What is Wages payable?
Wages payable refers to an organization's liability for wages earned but not yet paid to employees.
To understand ‘Wages Payable’, we must first understand ‘Wage Expenses’.
Wage expenses are the costs incurred by businesses in order to pay hourly employees. This line item may include payroll taxes and employee benefits. Wage expenses can be recorded as a line item in the income statement’s expense section. Under the accrual method of accounting, Wage expenses are recorded when the work was completed. While under the cash method of accounting, wage expenses are recorded when the payments are made.
Wages payable are the wages that a company’s employees have earned but have yet to be paid. Under the accrual method of accounting, this amount is most likely recorded with an adjusting entry at the end of the accounting period, so that the amount appears on the company’s balance sheet as a current liability. Typically, the adjusting entry debits Wages Expense and credits Wages Payable.

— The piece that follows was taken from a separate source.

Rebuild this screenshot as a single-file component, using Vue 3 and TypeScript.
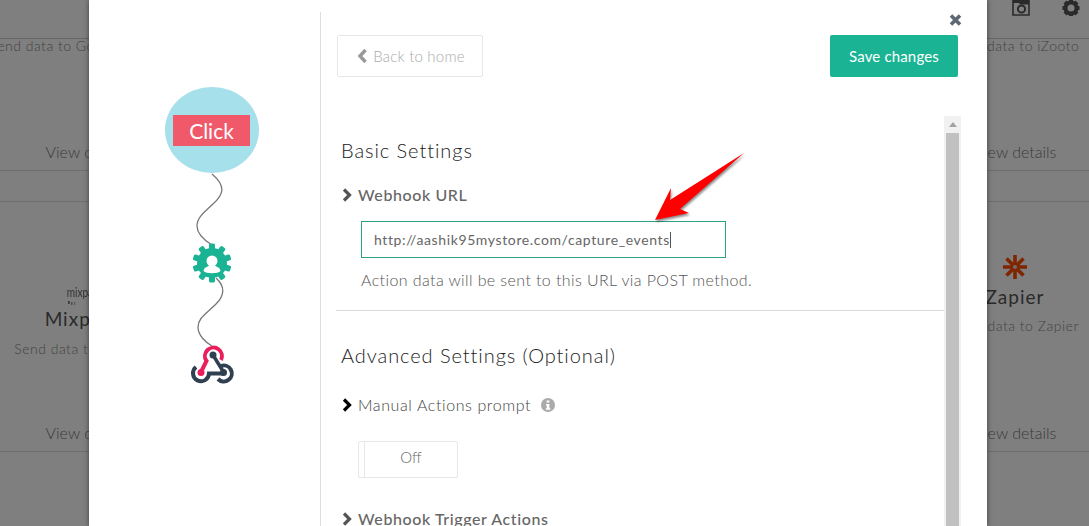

The purpose of accrued wages recognition is to record the incurred but unpaid wage expense in a given reporting period.
How to record Wages payable?
To reflect the discrepancy on the general ledger in accordance with GAAP accrual accounting reporting standards, accrued wages are treated as a debit to the wages account, with an offsetting credit to the accrued wages account.
Debit Entry for Wage Expense Account
Credit Entry for Wages Payable Account
Once the employee has been paid in full, the entries will be reversed by the start of the next reporting period.
Depending on the specific circumstances (and the timing of the accrued payroll expense), an additional entry may be required to record payroll tax adjustments.